Since being drafted in 2011, Jharel Cotton is seemingly a pitcher searching for a role. Now that he appears to be on the brink of making his big league debut, there is still a little uncertainty in how he can be most effective.
The jury is still out: is Jharel Cotton a future reliever or can he become that starter the Los Angeles Dodgers had once hoped for?
Cotton was drafted in the 20th round out of East Carolina, selected 626th overall in that 2011 MLB Draft by the Dodgers. Physically, he doesn’t look like your typical starting pitcher, standing at 5-foot-11 and 197 pounds, but the 24-year old righty has seen his fair share of success during his minor league career.
He has been used in and out of the bullpen for the bulk of his career, showing success and struggles in both the rotation and relief. 2014 — his second full season — saw him primarily used as a starter for Rancho Cucamonga in the hard hitting California League.
He made 20 starts in 25 appearances, and while his ERA wasn’t pretty at 4.05, the rest of his peripherals weren’t that bad. He struck out 138 (9.81 per nine) while walking just 34 (a career best 2.42 per nine). He allowed less than a hit an inning for a 1.16 WHIP, something Cotton has always been able to keep on the low side. He did fall victim to the long ball, surrendering 18 home runs, but that isn’t always that uncommon for a young pitchers first go in the Cali League.
Last season would see Cotton jockey between the bullpen and rotation pretty evenly. He was strong at his first stop in Tulsa as he excelled against Double-A hitting for some of the best numbers in his career. Cotton made 11 appearances, eight of which were starts, posting a 2.30 ERA and a 1.12 WHIP. He struck out 71 over 62.2 while walking 21.
He was promoted to Oklahoma City amidst the Los Angeles Dodgers end run and was moved to the bullpen, one would assume being prepped for a big league promotion to help alleviate their bullpen’s arms heading into the playoffs. Whether the Dodgers simply wanted to wait, or it was the result of his ensuing poor performance, Cotton’s day in LA never came. Opponents hit .321 in his first go in the PCL, allowing over one hit an inning and four runs over just 7.1 innings pitched.
Cotton is a different pitcher in and out of the bullpen.
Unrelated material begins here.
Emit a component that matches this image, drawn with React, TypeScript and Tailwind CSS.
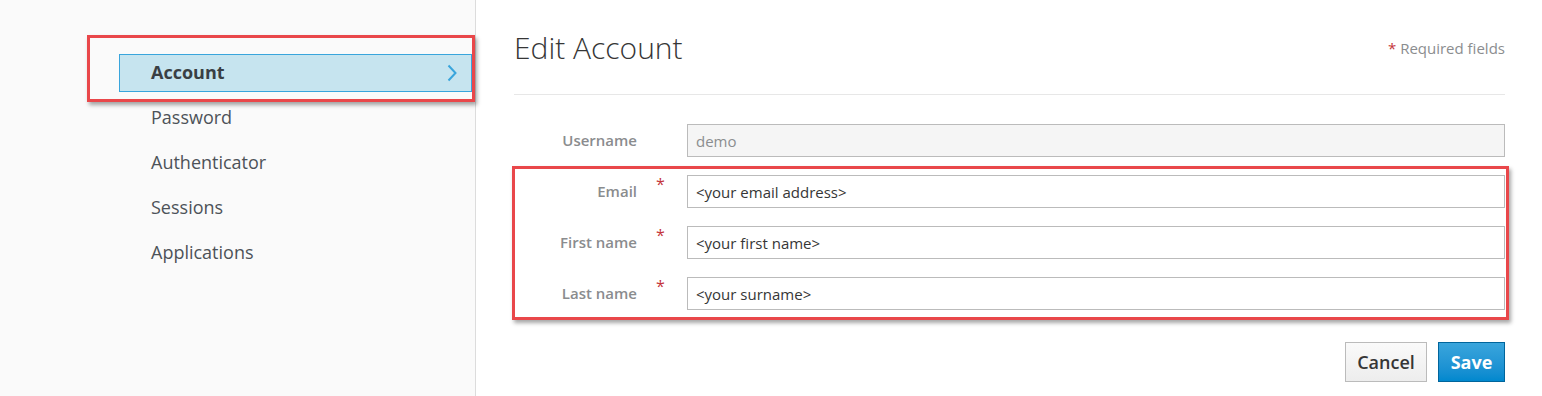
import React from 'react'

const navItems = ['Account', 'Password', 'Authenticator', 'Sessions', 'Applications']

const fields = [
  { label: 'Email', value: '<your email address>' },
  { label: 'First name', value: '<your first name>' },
  { label: 'Last name', value: '<your surname>' },
]

// red annotation frame drawn over the screenshot
function Highlight({ className }: { className: string }) {
  return (
    <div
      className={`pointer-events-none absolute border-[3px] border-[#e9474a] shadow-[2px_3px_4px_rgba(0,0,0,0.35)] ${className}`}
    />
  )
}

function FieldRow({ label, value, required, disabled }: { label: string; value: string; required?: boolean; disabled?: boolean }) {
  return (
    <div className="flex items-center">
      <label className="w-[123px] text-right text-[15px] font-semibold text-[#8a8c8e]">{label}</label>
      <div className="w-[50px] pl-[19px] self-start pt-[1px] text-[16px] leading-[16px] text-[#c4353a]">{required ? '*' : ''}</div>
      <input
        readOnly
        value={value}
        className={`h-[33px] flex-1 border border-[#bbbbbb] px-[8px] text-[15px] outline-none ${
          disabled ? 'bg-[#f5f5f5] text-[#8b8d8f]' : 'bg-white text-[#363636]'
        }`}
      />
    </div>
  )
}

export default function App() {
  return (
    <div className="flex h-[396px] w-full bg-white font-['Open_Sans',sans-serif]">
      {/* Sidebar */}
      <aside className="relative w-[476px] shrink-0 border-r border-[#dcdcdc] bg-[#fafafa] pt-[50px] pl-[119px] pr-[3px]">
        <ul>
          {navItems.map((item) =>
            item === 'Account' ? (
              <li key={item} className="flex h-[45px] items-center">
                <div className="flex h-[38px] w-full items-center justify-between border border-[#39a5dc] bg-[#c6e4ef] pl-[31px] pr-[13px]">
                  <span className="text-[18px] font-bold text-[#393f44]">Account</span>
                  <svg width="12" height="18" viewBox="0 0 12 18" fill="none" stroke="#39a5dc" strokeWidth="2">
                    <polyline points="2.5,1.5 9.5,9 2.5,16.5" />
                  </svg>
                </div>
              </li>
            ) : (
              <li key={item} className="flex h-[45px] items-center pl-[32px] text-[18px] text-[#4d5258]">
                {item}
              </li>
            )
          )}
        </ul>
        <Highlight className="left-[87px] top-[35px] h-[67px] w-[388px]" />
      </aside>

      {/* Main */}
      <main className="flex-1 pl-[38px] pr-[37px]">
        <div className="flex h-[95px] items-start justify-between border-b border-[#e7e7e7] pt-[28px]">
          <h1 className="text-[30px] font-light leading-[40px] text-[#363636]">Edit Account</h1>
          <span className="mt-[10px] text-[15px] leading-[20px] text-[#8b8d8f]">
            <span className="text-[#c4353a]">*</span> Required fields
          </span>
        </div>

        <form className="flex flex-col gap-[18px] pt-[29px]">
          <FieldRow label="Username" value="demo" disabled />
          <div className="relative flex flex-col gap-[18px]">
            {fields.map((f) => (
              <FieldRow key={f.label} label={f.label} value={f.value} required />
            ))}
            <Highlight className="-left-[2px] -top-[9px] -right-[4px] -bottom-[10px]" />
          </div>
        </form>

        <div className="mt-[32px] flex justify-end gap-[11px]">
          <button className="h-[40px] w-[82px] border border-[#bbbbbb] bg-gradient-to-b from-[#fafafa] to-[#ededed] text-[18px] font-semibold text-[#363636]">
            Cancel
          </button>
          <button className="h-[40px] w-[67px] border border-[#00659c] bg-gradient-to-b from-[#39a5dc] to-[#0088ce] text-[18px] font-bold text-white">
            Save
          </button>
        </div>
      </main>
    </div>
  )
}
As John Sickels pointed out in his 2016 Prospect Guide, Cotton’s fastball is in the upper 80s when he is starting, but gets up to the mid-90s when he throws less out of the bullpen. He has a plus-changeup he uses as an out pitch, but his other two secondary pitches — a cutter and a curve ball — are still below average.
This season has been yet another roller coaster for Cotton. Back in the PCL, he started the season in the rotation, his first four starts being anything but consistent. He allowed one run, seven runs, zero runs and four runs in his four starts. Cotton was then moved to the bullpen where he pitched well until a six-run outing over two innings in which he blew his first save opportunity of the season. Cotton was moved back to the rotation after that meltdown, and you can argue that he has looked the best he has in quite some time, possibly his career.
His last three starts have seen him go 16 innings, allowing just five runs on six hits. He’s struck out 20 and walked just five, lowering his season WHIP from 1.42 to 1.16 over the process. He’s landing about 66-percent of his pitches for strikes, which is good, but could use some improvement especially without overpowering stuff at his disposal.